Because an exception is not fatal, the process will return from whence it came. It is possible that a context switch occurs immediately on return from kernel mode. This might be the result of an exception with a lower priority. Because it could not interrupt the process in kernel mode, it had to wait until it returned to user mode. Because the exception has a higher priority than the process when it is in user mode, a context switch occurs immediately after the process returns to user mode.
It is abnormal for another exception to occur while the process is in kernel mode. Even a page fault can be considered a software event. Because the entire kernel is in memory all the time, a page fault should not happen. When a page fault does happen when in kernel mode, the kernel panics. Special routines have been built into the kernel to deal with the panic to help the system shut down as gracefully as possible. Should something else happen to cause another exception while the system is trying to panic, a double panic occurs.

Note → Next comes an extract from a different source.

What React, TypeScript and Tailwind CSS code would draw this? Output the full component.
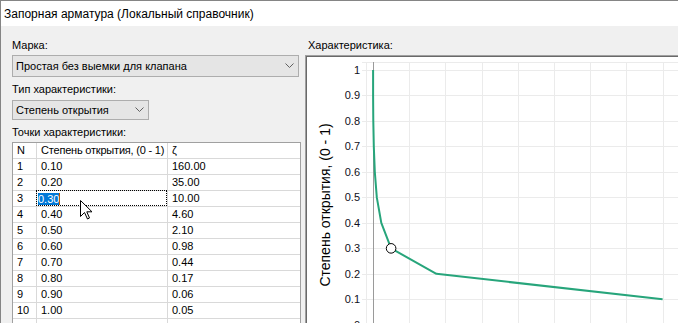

This may sound confusing because I just said that a context switch could occur as the result of another exception. What this means is that the exception occurred in user mode, so there must be a jump to kernel mode. This does not mean that the process continues in kernel mode until it is finished. It may (depending on what it is doing) be context-switched out. If another process has run before the first one gets its turn on the CPU again, that process may generate the exception.
Unlike exceptions, another interrupt could possibly occur while the kernel is handling the first one (and therefore is in kernel mode). If the second interrupt has a higher priority than the first, a context switch will occur and the new interrupt will be handled. If the second interrupt has the same or lower priority, then the kernel will “put it on hold.” These are not ignored, but rather saved (queued) to be dealt with later.